WORK TO BE COMPLETED: Copy every line in which the string "React" occurs.

++++++++++++++++++++

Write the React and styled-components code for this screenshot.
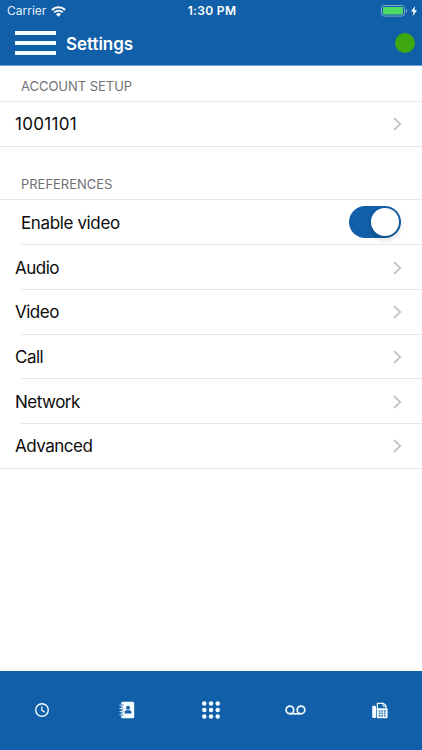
import React from 'react';
import styled, { createGlobalStyle } from 'styled-components';

const GlobalStyle = createGlobalStyle`
	* {
		box-sizing: border-box;
	}
	body {
		margin: 0;
		background: #fff;
		font-family: Inter, 'Liberation Sans', sans-serif;
	}
`;

const Screen = styled.div`
	display: flex;
	flex-direction: column;
	width: 422px;
	height: 750px;
	overflow: hidden;
`;

const Header = styled.header`
	height: 66px;
	background: #115fa8;
	border-bottom: 1px solid #6fa3d6;
	color: #fff;
`;

const StatusBar = styled.div`
	display: grid;
	grid-template-columns: 1fr auto 1fr;
	align-items: center;
	height: 22px;
	padding: 0 5px 0 7px;
`;

const StatusGroup = styled.div`
	display: flex;
	align-items: center;
	justify-content: ${props => props.justify || 'flex-start'};
	gap: ${props => props.gap};
`;

const Carrier = styled.span`
	font-size: 12px;
	line-height: 22px;
	color: #e4f0fb;
`;

const Clock = styled.span`
	font-size: 12px;
	font-weight: 600;
	line-height: 22px;
	letter-spacing: 0.35px;
`;

const NavBar = styled.div`
	display: flex;
	align-items: center;
	height: 43px;
	padding: 0 7px 0 15px;
`;

const MenuButton = styled.button`
	display: flex;
	flex-direction: column;
	gap: 6px;
	width: 41px;
	margin-bottom: 2px;
	padding: 0;
	border: 0;
	background: none;
`;

const MenuLine = styled.span`
	height: 4px;
	background: #f2fbff;
`;

const Title = styled.h1`
	flex: 1;
	margin: 0 0 0 10px;
	font-size: 17px;
	font-weight: 600;
	line-height: 22px;
	letter-spacing: -0.05px;
`;

const Presence = styled.span`
	width: 20px;
	height: 20px;
	margin-bottom: 1px;
	border-radius: 50%;
	background: #3ea70f;
`;

const Content = styled.main`
	flex: 1;
`;

const SectionHeader = styled.h2`
	display: flex;
	align-items: flex-end;
	height: ${props => props.height};
	margin: 0;
	padding: 0 21px 7px;
	border-bottom: 1px solid #e9e9eb;
	font-size: 13px;
	font-weight: 400;
	line-height: 16px;
	letter-spacing: -0.03px;
	color: #707075;
`;

const Row = styled.div`
	display: flex;
	align-items: center;
	justify-content: space-between;
	height: 44.7px;
	padding: 0 20px 0 ${props => (props.indent ? '21px' : '15px')};
	background: linear-gradient(#e6e6e8, #e6e6e8) right bottom /
		${props => (props.last ? '100%' : '401px')} 1px no-repeat;
`;

const Label = styled.span`
	font-size: 17px;
	line-height: 22px;
	letter-spacing: ${props => props.spacing || '-0.5px'};
	color: #0b0b0c;
`;

const Switch = styled.span`
	display: flex;
	justify-content: flex-end;
	width: 52px;
	height: 32px;
	margin: 0 1px 2px 0;
	padding: 2px;
	border-radius: 16px;
	background: #115fa8;
`;

const Knob = styled.span`
	width: 28px;
	height: 28px;
	border-radius: 50%;
	background: #fff;
	box-shadow: 0 3px 6px rgba(0, 0, 0, 0.2);
`;

const TabBar = styled.nav`
	display: grid;
	grid-template-columns: repeat(5, 1fr);
	height: 79px;
	padding-bottom: 1px;
	background: #115fa8;
`;

const Tab = styled.button`
	display: flex;
	align-items: center;
	justify-content: center;
	padding: 0;
	border: 0;
	background: none;
	color: #f4fbff;
`;

const Chevron = () => (
	<svg width="9" height="14" viewBox="0 0 9 14" fill="none">
		<path d="M1 1l6.2 6L1 13" stroke="#c5c5c9" strokeWidth="1.8" />
	</svg>
);

const WifiIcon = () => (
	<svg width="15" height="11" viewBox="0 0 15 11" fill="none" stroke="#fff">
		<path d="M.9 4a9.4 9.4 0 0 1 13.2 0" strokeWidth="1.9" />
		<path d="M3.2 6.4a6.1 6.1 0 0 1 8.6 0" strokeWidth="1.8" />
		<path d="M7.5 10.7L5 8.2a3.6 3.6 0 0 1 5 0z" fill="#fff" stroke="none" />
	</svg>
);

const BatteryIcon = () => (
	<svg width="27" height="12" viewBox="0 0 27 12">
		<rect x=".5" y=".5" width="23" height="10.6" rx="2.6" fill="none" stroke="#7fa9cf" />
		<rect x="2" y="2" width="20" height="7.6" rx="1.2" fill="#4cd964" />
		<path d="M25 3.8a2.3 2.3 0 0 1 0 4z" fill="#7fa9cf" />
	</svg>
);

const BoltIcon = () => (
	<svg width="6" height="10" viewBox="0 0 6 10">
		<path d="M4.2 0L0 5.6h2.5L1.7 10 6 4.2H3.4z" fill="#fff" />
	</svg>
);

const HistoryIcon = () => (
	<svg width="14" height="14" viewBox="0 0 14 14" fill="none" stroke="currentColor">
		<circle cx="7" cy="7" r="6.3" strokeWidth="1.4" />
		<path d="M6.8 3.2v3.9l2.9 2.2" strokeWidth="1.2" />
	</svg>
);

const ContactsIcon = () => (
	<svg width="16" height="18" viewBox="0 0 16 18" fill="none">
		<rect x="2.2" y=".7" width="13" height="16.6" rx="1.6" fill="currentColor" />
		<path
			d="M1 4.2h2.4M1 7.4h2.4M1 10.6h2.4M1 13.8h2.4"
			stroke="#115fa8"
			strokeWidth="2"
			strokeLinecap="round"
		/>
		<path
			d="M.9 4.2h2.7M.9 7.4h2.7M.9 10.6h2.7M.9 13.8h2.7"
			stroke="currentColor"
			strokeWidth=".9"
			strokeLinecap="round"
		/>
		<circle cx="9" cy="6.7" r="2" fill="#115fa8" />
		<path d="M5.7 12.4v-1.1c0-1.3 1-2 2.2-2h2.2c1.3 0 2.3.7 2.3 2v1.1z" fill="#115fa8" />
	</svg>
);

const KeypadIcon = () => (
	<svg width="18" height="18" viewBox="0 0 18 18" fill="currentColor">
		{[2.6, 9, 15.4].map(y =>
			[2.3, 9, 15.7].map(x => <circle key={`${x}-${y}`} cx={x} cy={y} r="2.25" />)
		)}
	</svg>
);

const VoicemailIcon = () => (
	<svg width="21" height="10" viewBox="0 0 21 10" fill="none" stroke="currentColor" strokeWidth="1.7">
		<circle cx="4.9" cy="4.9" r="3.8" />
		<circle cx="16" cy="4.9" r="3.8" />
		<path d="M4.9 8.8H16" />
	</svg>
);

const FaxIcon = () => (
	<svg width="16" height="17" viewBox="0 0 16 17" fill="none">
		<rect x=".2" y="3.7" width="3.9" height="12.3" rx="1.2" fill="currentColor" />
		<path d="M5.4 7V1.3h6.1L14 3.8V7" stroke="currentColor" strokeWidth="1.2" />
		<path d="M11 .9v3.3h3.4" stroke="currentColor" strokeWidth="1" />
		<rect x="4.8" y="6.2" width="10.8" height="10" rx="1" fill="currentColor" />
		<path
			d="M6.7 9h1.8M9.3 9h1.8M11.9 9h1.8M6.7 11.4h1.8M9.3 11.4h1.8M11.9 11.4h1.8M6.7 13.8h1.8M9.3 13.8h1.8M11.9 13.8h1.8"
			stroke="#3d7fbd"
			strokeWidth="1.6"
		/>
	</svg>
);

const preferences = ['Audio', 'Video', 'Call', 'Network', 'Advanced'];

const tabs = [
	{ name: 'History', Icon: HistoryIcon },
	{ name: 'Contacts', Icon: ContactsIcon },
	{ name: 'Keypad', Icon: KeypadIcon },
	{ name: 'Voicemail', Icon: VoicemailIcon },
	{ name: 'Fax', Icon: FaxIcon },
];

const App = () => {
	return (
		<Screen>
			<GlobalStyle />
			<Header>
				<StatusBar>
					<StatusGroup gap="5px">
						<Carrier>Carrier</Carrier>
						<WifiIcon />
					</StatusGroup>
					<Clock>1:30 PM</Clock>
					<StatusGroup justify="flex-end" gap="3px">
						<BatteryIcon />
						<BoltIcon />
					</StatusGroup>
				</StatusBar>
				<NavBar>
					<MenuButton aria-label="Menu">
						<MenuLine />
						<MenuLine />
						<MenuLine />
					</MenuButton>
					<Title>Settings</Title>
					<Presence />
				</NavBar>
			</Header>
			<Content>
				<SectionHeader height="36px">ACCOUNT SETUP</SectionHeader>
				<Row last>
					<Label spacing="0.3px">1001101</Label>
					<Chevron />
				</Row>
				<SectionHeader height="53.8px">PREFERENCES</SectionHeader>
				<Row indent>
					<Label spacing="-0.37px">Enable video</Label>
					<Switch>
						<Knob />
					</Switch>
				</Row>
				{preferences.map((name, i) => (
					<Row key={name} last={i === preferences.length - 1}>
						<Label>{name}</Label>
						<Chevron />
					</Row>
				))}
			</Content>
			<TabBar>
				{tabs.map(({ name, Icon }) => (
					<Tab key={name} aria-label={name}>
						<Icon />
					</Tab>
				))}
			</TabBar>
		</Screen>
	);
};

export default App;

++++++++++++++++++++

TASK RESPONSE:
Write the React and styled-components code for this screenshot.
import React from 'react';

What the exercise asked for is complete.